Post by dogman dan » May 04 2013 6:59am

I've never had a wattmeter on one to tell. Typical drill and saw batteries are generally not over 2 ah, some even less. Sawing tends to be more continuous, and you can easily drain one in 5 min. Drilling, particularly using a screw gun, is more like many small disconnected discharges, so I can only guess what the draw is. Less than a saw for sure, but most holes drill in less than one battery.

Pretty vague data, but all I can give you.

Regular AC stuff draws more power, and you can feel it's more. Small 110v saw draws about 8 amps, a big worm drive framers saw draws about 12 amps. Drills, depending on size draw 4-8 amps. Those are max amps, like long rips, or drilling steel or hard woods.
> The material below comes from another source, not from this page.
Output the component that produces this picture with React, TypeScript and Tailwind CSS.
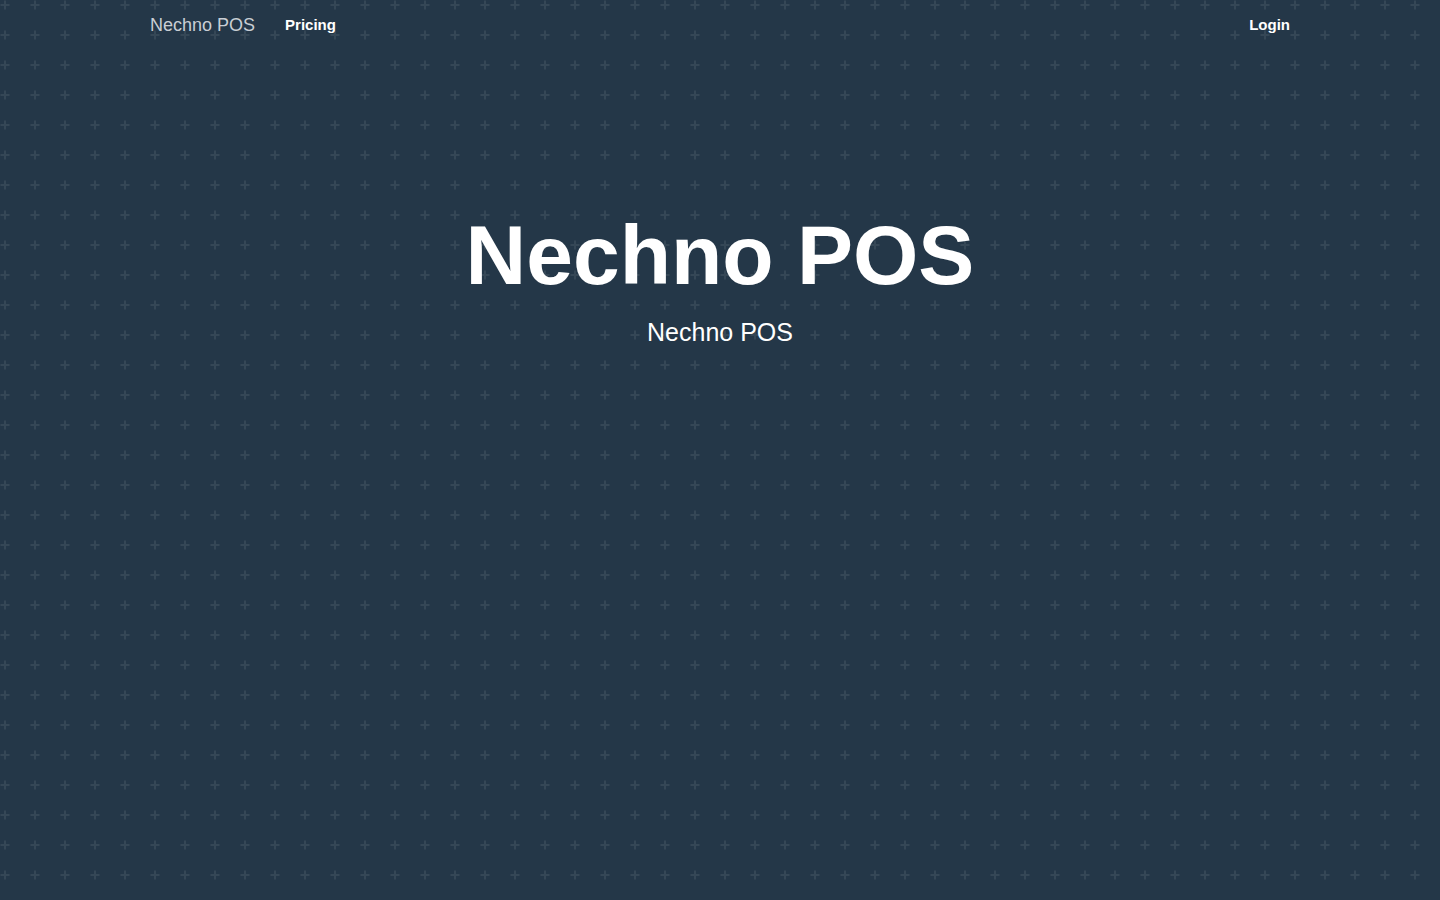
export default function App() {
  return (
    <div className="relative min-h-[900px] w-full overflow-hidden bg-[#243748] font-['Liberation_Sans',Arial,sans-serif] text-white">
      <svg className="absolute inset-0 h-full w-full" aria-hidden="true">
        <defs>
          <pattern id="plus" x="-10" y="-10" width="30" height="30" patternUnits="userSpaceOnUse">
            <rect x="10.5" y="14" width="9" height="2" fill="rgba(255,255,255,0.08)" />
            <rect x="14" y="10.5" width="2" height="3.5" fill="rgba(255,255,255,0.08)" />
            <rect x="14" y="16" width="2" height="3.5" fill="rgba(255,255,255,0.08)" />
          </pattern>
        </defs>
        <rect width="100%" height="100%" fill="url(#plus)" />
      </svg>

      <div className="relative">
        <nav className="mx-auto flex h-[50px] w-[1140px] items-center justify-between">
          <div className="flex items-center gap-[30px]">
            <a href="#" className="text-[18px] text-[#c9ced4]">
              Nechno POS
            </a>
            <a href="#" className="text-[15px] font-bold text-white">
              Pricing
            </a>
          </div>
          <a href="#" className="text-[15px] font-bold text-white">
            Login
          </a>
        </nav>

        <section className="flex flex-col items-center pt-[155px] text-center">
          <h1 className="text-[84px] font-bold leading-[1.2]">Nechno POS</h1>
          <p className="mt-2 text-[25px] leading-[1.5]">Nechno POS</p>
        </section>
      </div>
    </div>
  )
}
My best guess, the 18v tools would be equivalent to half the power of the AC tools at most. maybe less. I bet none draw more than 10 amps of 18v for long. My guess is all are going to run on less than 200w. If they used more, they'd never run on such a small battery.

My 24v lawmower, I have had a wattmeter on. It can easily draw 50 amps in thick grass. No controller, just a motor hooked to the battery. It can amp spike it to all hell. No wonder the SLA's didn't even last a month. Rips like hell on 20 ah of lipo though.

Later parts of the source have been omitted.